Having grown up a bit, I realise that these fears are a bit ridiculous, if you are doing something with friends then there will be no judgement, if you are meeting new people you will probably get on with most of them. Also, you can’t win them all and if someone thinks that you aren’t ‘fun’ enough then that is probably their problem, rather than yours.
Knowing this, makes it so much easier to just say yes and to truly enjoy yourself.
5. Not caring about what other people think
I think this one stems from the fact that I am inherently a bit selfish and lazy and I was getting bored of worrying about what other people think and that it is really not important.

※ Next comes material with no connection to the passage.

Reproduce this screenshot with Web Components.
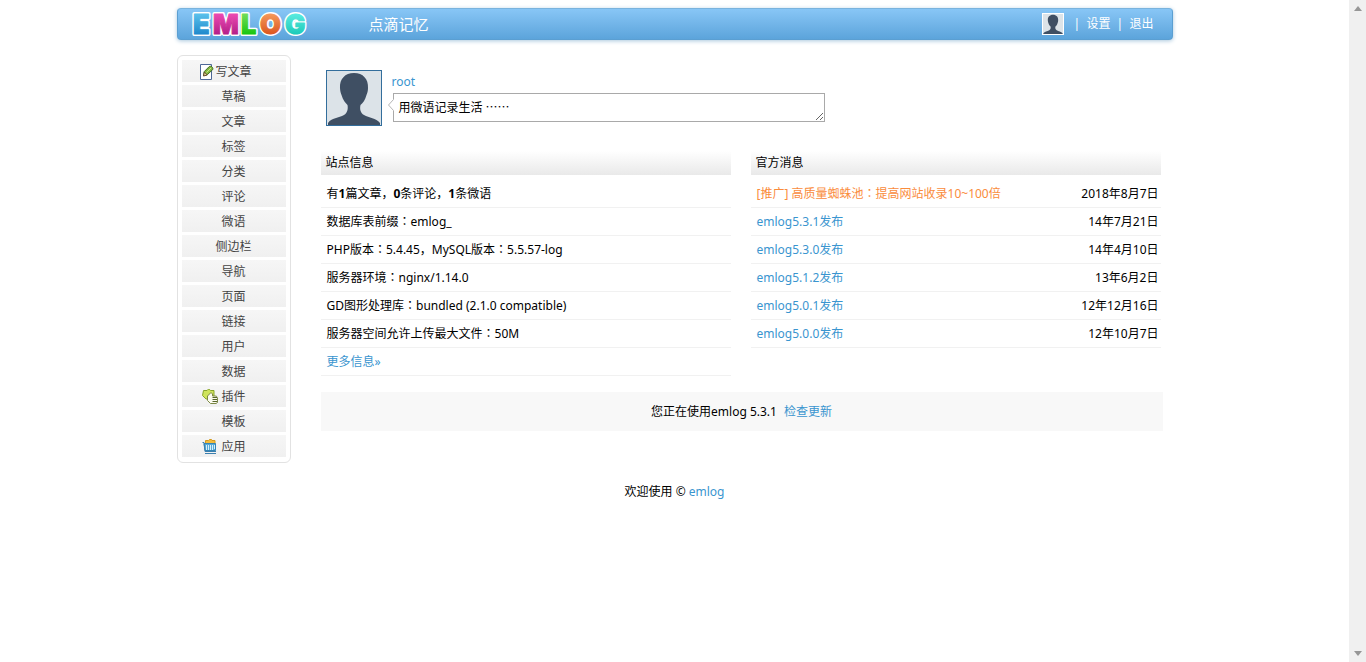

I am not saying that you should just run riot and do whatever you want without any thought for others, I just mean that if I want to wear a bright pink jumper then I will do without caring if people think it is too bright/young/disgusting. Equally, if I want to go to bed at 9pm, I am not worried about doing so and about people knowing, it is my decision and it really doesn’t matter what other people think about it.

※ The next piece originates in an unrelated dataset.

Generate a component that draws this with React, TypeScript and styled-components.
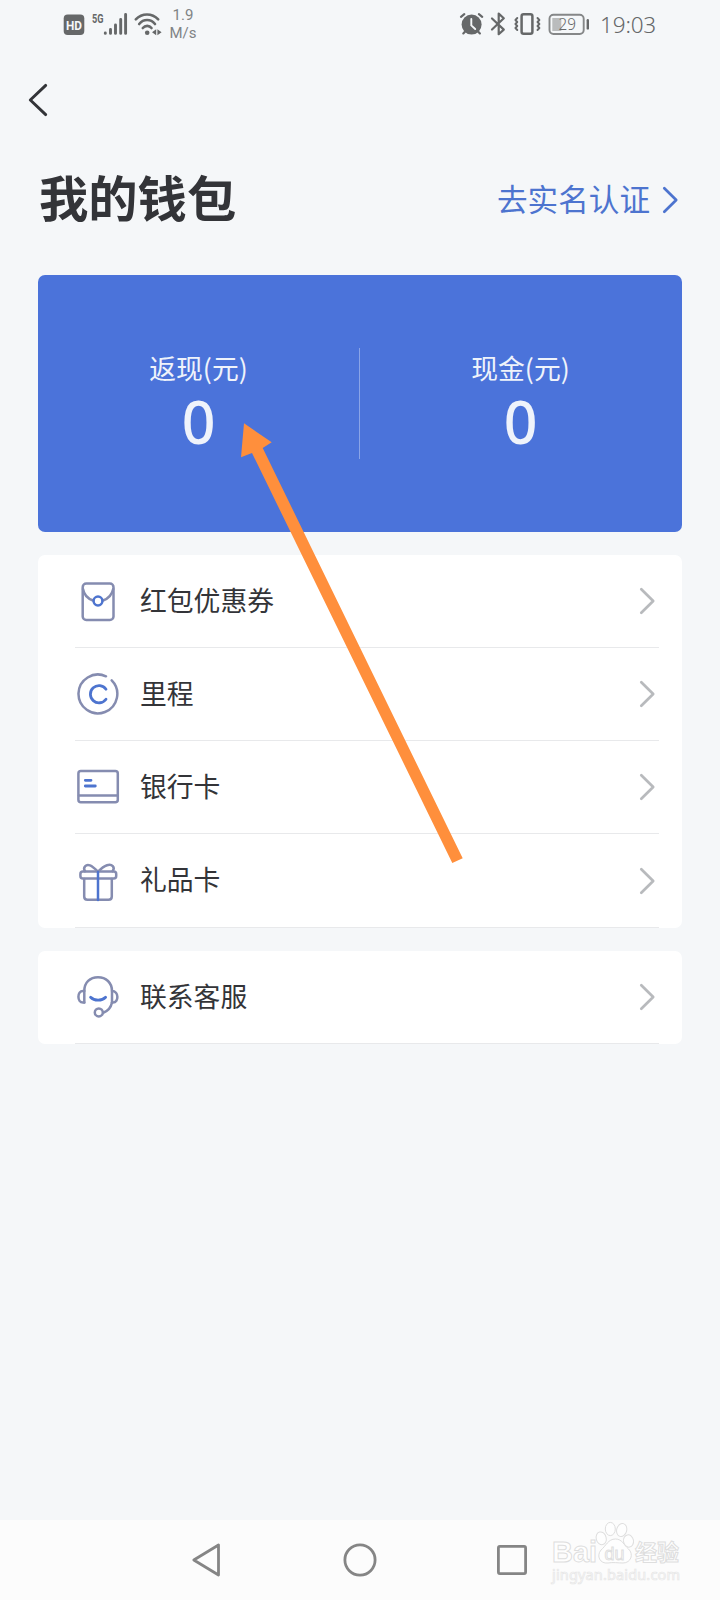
import React from "react";
import styled, { createGlobalStyle } from "styled-components";

const GlobalStyle = createGlobalStyle`
  * { box-sizing: border-box; }
  body { margin: 0; background: #f5f7f9; }
`;

const LINE = "#858cb0";
const BLUE = "#4d74cf";
const STATUS = "#666869";

const Screen = styled.div`
  position: relative;
  width: 720px;
  height: 1600px;
  display: flex;
  flex-direction: column;
  overflow: hidden;
  background: #f5f7f9;
  color: #333438;
  font-family: "Noto Sans CJK SC", sans-serif;
`;

const StatusBar = styled.header`
  height: 50px;
  display: flex;
  align-items: center;
  justify-content: space-between;
  padding: 0 64px 0 63px;
  color: ${STATUS};
`;

const StatusGroup = styled.div`
  display: flex;
  align-items: center;
  height: 50px;
`;

const Speed = styled.div`
  display: flex;
  flex-direction: column;
  align-items: center;
  width: 28px;
  margin-left: 4px;
  padding-bottom: 2px;
  font: 400 15px/18px Roboto, sans-serif;
  color: #808385;
`;

const Clock = styled.time`
  margin-left: 9px;
  font: 400 22.5px/30px "Noto Sans", sans-serif;
  font-weight: 300;
  letter-spacing: -0.2px;
`;

const BackBar = styled.nav`
  height: 100px;
  display: flex;
  align-items: center;
  padding-left: 28px;
`;

const BackButton = styled.button`
  display: flex;
  padding: 0;
  border: 0;
  background: none;
`;

const Heading = styled.div`
  height: 125px;
  display: flex;
  align-items: center;
  justify-content: space-between;
  padding: 0 41px 26px 39px;
`;

const Title = styled.h1`
  margin: 0;
  padding-bottom: 8px;
  font-size: 49.3px;
  line-height: 60px;
  font-weight: 700;
`;

const VerifyLink = styled.a`
  display: flex;
  align-items: center;
  gap: 12px;
  font-size: 30.6px;
  line-height: 40px;
  color: ${BLUE};
`;

const VerifyText = styled.span`
  padding-bottom: 4px;
`;

const Balance = styled.section`
  height: 257px;
  margin: 0 38px;
  display: grid;
  grid-template-columns: 321px 1px 321px;
  align-items: center;
  border-radius: 7px;
  background: #4b73da;
  color: #eff3fb;
`;

const Divider = styled.div`
  height: 111px;
  background: #8aa4e7;
`;

const Amount = styled.div`
  display: flex;
  flex-direction: column;
  align-items: center;
  padding-bottom: 1px;
`;

const AmountLabel = styled.span`
  font-size: 26.8px;
  line-height: 32px;
`;

const AmountValue = styled.strong`
  margin-top: 4px;
  font-family: "Noto Sans", sans-serif;
  font-size: 59px;
  line-height: 66px;
  font-weight: 500;
`;

const Card = styled.ul`
  list-style: none;
  margin: 23px 38px 0;
  padding: 0;
  border-radius: 7px;
  background: #fff;
`;

const Row = styled.li<{ $tall?: boolean }>`
  height: ${(p) => (p.$tall ? 94 : 93)}px;
  margin: 0 23px 0 37px;
  padding-right: 3px;
  display: flex;
  align-items: center;
  border-bottom: 1px solid #e8e9eb;
`;

const RowLabel = styled.span`
  flex: 1;
  margin-left: 19px;
  font-size: 26.8px;
  line-height: 36px;
  padding-bottom: 3px;
`;

const SystemNav = styled.footer`
  position: relative;
  height: 80px;
  margin-top: auto;
  display: flex;
  align-items: center;
  justify-content: center;
  gap: 116px;
  padding-right: 2px;
  background: #fcfcfc;
`;

const Pointer = styled.svg`
  position: absolute;
  left: 236px;
  top: 418px;
`;

const Watermark = styled.svg`
  position: absolute;
  left: 546px;
  top: 0;
`;

function Chevron({ color, width = 2.7 }: { color: string; width?: number }) {
  return (
    <svg width="17" height="30" viewBox="0 0 17 30" fill="none" stroke={color} strokeWidth={width} strokeLinecap="round" strokeLinejoin="round">
      <path d="M2.3 3.2 L14.2 15 L2.3 26.8" />
    </svg>
  );
}

function RowIcon({ children }: { children: React.ReactNode }) {
  return (
    <svg width="46" height="46" viewBox="0 0 46 46" fill="none" stroke={LINE} strokeWidth="2.5" strokeLinecap="round" strokeLinejoin="round">
      {children}
    </svg>
  );
}

const EnvelopeIcon = () => (
  <RowIcon>
    <rect x="7.7" y="5.6" width="30.8" height="36.4" rx="3.6" />
    <path d="M8 11 C9 17 12.5 20.5 18 22.5 M38.2 11 C37 17 33.5 20.5 28 22.5" />
    <circle cx="23" cy="23" r="4.4" stroke={BLUE} />
  </RowIcon>
);

const MileageIcon = () => (
  <RowIcon>
    <path d="M36.7 9.3 A19.4 19.4 0 1 1 31 5.3" />
    <path d="M31 18.2 A8.6 8.6 0 1 0 31 28.2" stroke={BLUE} strokeWidth="2.8" />
  </RowIcon>
);

const BankCardIcon = () => (
  <RowIcon>
    <rect x="3.4" y="7.1" width="39.4" height="31.1" rx="2.5" />
    <path d="M4 31.5 H42" />
    <path d="M10.3 16.3 H16 M10.3 22 H20.3" stroke={BLUE} strokeWidth="2.8" />
  </RowIcon>
);

const GiftIcon = () => (
  <RowIcon>
    <rect x="5.4" y="13.6" width="35.8" height="6.9" rx="2.5" />
    <path d="M9.2 21 V38.5 Q9.2 41.8 12.5 41.8 H33.5 Q36.8 41.8 36.8 38.5 V21" />
    <path d="M10 13.2 C7.5 9.4 11 5.9 15 7.4 C18 8.6 20.5 11.2 23 13.7 C25.5 11.2 28 8.6 32 7.2 C37 5.5 40.5 9.4 37.6 13.2" />
    <path d="M23 14 V42" stroke={BLUE} />
  </RowIcon>
);

const ServiceIcon = () => (
  <RowIcon>
    <path d="M9.3 28.5 V17 C9.3 8.7 15 3.2 23 3.2 S37 8.7 37 17 V28.5" />
    <path d="M9.3 17 H8 C1.9 17 1.9 28.5 8 28.5 H9.3 M37 17 C44 17 44 28.5 38 28.5 H37" />
    <path d="M37 28.5 C35.8 34 33 37 28.3 38.7" />
    <circle cx="23.8" cy="38.4" r="4" />
    <path d="M15.6 23.2 C19.2 27.1 27 27.1 30.6 23.2" stroke={BLUE} strokeWidth="2.8" />
  </RowIcon>
);

const NetworkIcons = () => (
  <svg width="102" height="50" viewBox="63 0 102 50" fill={STATUS}>
    <rect x="63.7" y="14.5" width="20.6" height="20.5" rx="4" />
    <text x="74" y="30" textAnchor="middle" fill="#f5f7f9" fontFamily="Roboto, sans-serif" fontWeight="700" fontSize="13.5" textLength="16" lengthAdjust="spacingAndGlyphs">HD</text>
    <text x="92" y="22.7" fontFamily="Roboto, sans-serif" fontWeight="700" fontSize="13" textLength="11.5" lengthAdjust="spacingAndGlyphs">5G</text>
    <g stroke={STATUS} strokeWidth="2.9" strokeLinecap="round" fill="none">
      <path d="M105.3 33 V33.4 M110.5 29.5 V33.4 M115.5 25 V33.4 M120.7 19.5 V33.4 M125.6 14.5 V33.4" />
      <path d="M135.8 19.4 C142 12.8 152 12.8 158.2 19.4 M139.2 24 C143.5 18.7 150.7 18.7 155 24 M142.8 28 C145.2 25.2 149.2 25.2 151.5 28" strokeWidth="2.6" />
    </g>
    <circle cx="147.2" cy="32.7" r="2.3" />
    <path d="M156.2 29.2 V35.2 L152 32.2 Z M157.4 29.2 V35.2 L161.6 32.2 Z" />
  </svg>
);

const DeviceIcons = () => (
  <svg width="134" height="50" viewBox="457 0 134 50" fill="none" stroke={STATUS} strokeWidth="2.2" strokeLinecap="round" strokeLinejoin="round">
    <circle cx="471.6" cy="24.6" r="10" fill={STATUS} stroke="none" />
    <path d="M461 16.8 L464.3 14.2 M482.2 16.8 L478.9 14.2 M463.3 33.4 L465.6 31 M479.9 33.4 L477.6 31" />
    <path d="M471.3 19 V25.4 L475.2 29" stroke="#f5f7f9" strokeWidth="1.9" />
    <path d="M492 18.5 L503.8 29.6 L498.7 34.2 V13.6 L503.8 18.2 L492 29.5" />
    <rect x="521.6" y="14.3" width="10.8" height="19.4" rx="2" strokeWidth="2.5" />
    <path d="M517.3 18 L515.4 20 L517.3 22 L515.4 24 L517.3 26 L515.4 28 L517.3 30 M537.5 18 L539.4 20 L537.5 22 L539.4 24 L537.5 26 L539.4 28 L537.5 30" strokeWidth="1.9" />
    <rect x="552.3" y="18" width="9" height="13" fill="#babcbd" stroke="none" />
    <rect x="549.5" y="14.8" width="34.2" height="19.2" rx="4" stroke="#858788" strokeWidth="1.9" />
    <path d="M587.8 20.3 V28.4" strokeWidth="2.4" />
    <text x="567.3" y="30.3" textAnchor="middle" fill={STATUS} stroke="none" fontFamily="Noto Sans, sans-serif" fontWeight="300" fontSize="16.5" textLength="17.5" lengthAdjust="spacingAndGlyphs">29</text>
  </svg>
);

const MENU = [
  { label: "红包优惠券", Icon: EnvelopeIcon },
  { label: "里程", Icon: MileageIcon },
  { label: "银行卡", Icon: BankCardIcon },
  { label: "礼品卡", Icon: GiftIcon, tall: true },
];

function MenuRow({ label, Icon, tall }: { label: string; Icon: React.ComponentType; tall?: boolean }) {
  return (
    <Row $tall={tall}>
      <Icon />
      <RowLabel>{label}</RowLabel>
      <Chevron color="#b8babd" />
    </Row>
  );
}

export default function App() {
  return (
    <Screen>
      <GlobalStyle />
      <StatusBar>
        <StatusGroup>
          <NetworkIcons />
          <Speed>
            <span>1.9</span>
            <span>M/s</span>
          </Speed>
        </StatusGroup>
        <StatusGroup>
          <DeviceIcons />
          <Clock>19:03</Clock>
        </StatusGroup>
      </StatusBar>

      <BackBar>
        <BackButton aria-label="返回">
          <svg width="20" height="36" viewBox="0 0 20 36" fill="none" stroke="#333438" strokeWidth="2.9" strokeLinecap="round" strokeLinejoin="round">
            <path d="M17.7 3.4 L2.3 18 L17.7 32.6" />
          </svg>
        </BackButton>
      </BackBar>

      <Heading>
        <Title>我的钱包</Title>
        <VerifyLink>
          <VerifyText>去实名认证</VerifyText>
          <Chevron color={BLUE} />
        </VerifyLink>
      </Heading>

      <Balance>
        <Amount>
          <AmountLabel>返现(元)</AmountLabel>
          <AmountValue>0</AmountValue>
        </Amount>
        <Divider />
        <Amount>
          <AmountLabel>现金(元)</AmountLabel>
          <AmountValue>0</AmountValue>
        </Amount>
      </Balance>

      <Card>
        {MENU.map((item) => (
          <MenuRow key={item.label} {...item} />
        ))}
      </Card>
      <Card>
        <MenuRow label="联系客服" Icon={ServiceIcon} />
      </Card>

      <SystemNav>
        <svg width="38" height="38" viewBox="0 0 38 38" fill="none" stroke="#858585" strokeWidth="2.8" strokeLinejoin="round">
          <path d="M32.5 4 V34 L7.8 19 Z" />
        </svg>
        <svg width="38" height="38" viewBox="0 0 38 38" fill="none" stroke="#858585" strokeWidth="2.8">
          <circle cx="20" cy="19" r="15.1" />
        </svg>
        <svg width="38" height="38" viewBox="0 0 38 38" fill="none" stroke="#858585" strokeWidth="2.8">
          <rect x="4.4" y="5.4" width="27.2" height="27.2" rx="1.5" />
        </svg>
        <Watermark width="140" height="80" viewBox="546 1520 140 80" fill="#fefefe" stroke="#dedede" strokeWidth="1">
          <g fontFamily="Liberation Sans, Noto Sans CJK SC, sans-serif" fontWeight="700">
            <text x="552" y="1562.3" fontSize="30" textLength="45" lengthAdjust="spacingAndGlyphs">Bai</text>
            <path d="M615.5 1539 C622 1539 624 1545 628.5 1549 C634 1554 631 1563 623 1563 C618 1563 613 1562 608 1563 C600 1564 596 1556 601 1550 C606 1546 608 1539 615.5 1539 Z" />
            <ellipse cx="601.2" cy="1538.3" rx="5" ry="6.5" transform="rotate(-15 601.2 1538.3)" />
            <ellipse cx="610.3" cy="1529" rx="5" ry="6.6" />
            <ellipse cx="621.7" cy="1530" rx="5" ry="6.6" transform="rotate(15 621.7 1530)" />
            <ellipse cx="628.5" cy="1541" rx="5" ry="6.2" transform="rotate(-10 628.5 1541)" />
            <text x="604.5" y="1560" fontSize="19" fontWeight="400" textLength="20" lengthAdjust="spacingAndGlyphs">du</text>
            <text x="635" y="1560" fontFamily="Noto Sans CJK SC, sans-serif" fontSize="22" textLength="44">经验</text>
            <text x="552" y="1579.5" fontFamily="Noto Sans, sans-serif" fontWeight="400" fontSize="14.5" strokeWidth="0.7" stroke="#e6e6e6" textLength="128">jingyan.baidu.com</text>
          </g>
        </Watermark>
      </SystemNav>

      <Pointer width="232" height="450" viewBox="236 418 232 450" fill="#ff8f3c">
        <path d="M244 423.3 L271.7 442.3 L262.7 448 L462.7 858.3 L452.3 862.9 L252 453 L241 457.3 Z" />
      </Pointer>
    </Screen>
  );
}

The result of these small mindset shifts have been nothing but positive. I didn’t actively decide to switch up my ways of thinking and living, it was a natural, organic thing that has just happened over the last couple of years. It has meant that I am most definitely all about living for today, seizing opportunities and forging a life for myself that won’t bring regrets later down the line.
Now I just need to wait for the sisters to catch me up and before we know it, I’m sure we’ll be doing something crazy like jumping out of a plane or scaling Mount Everest.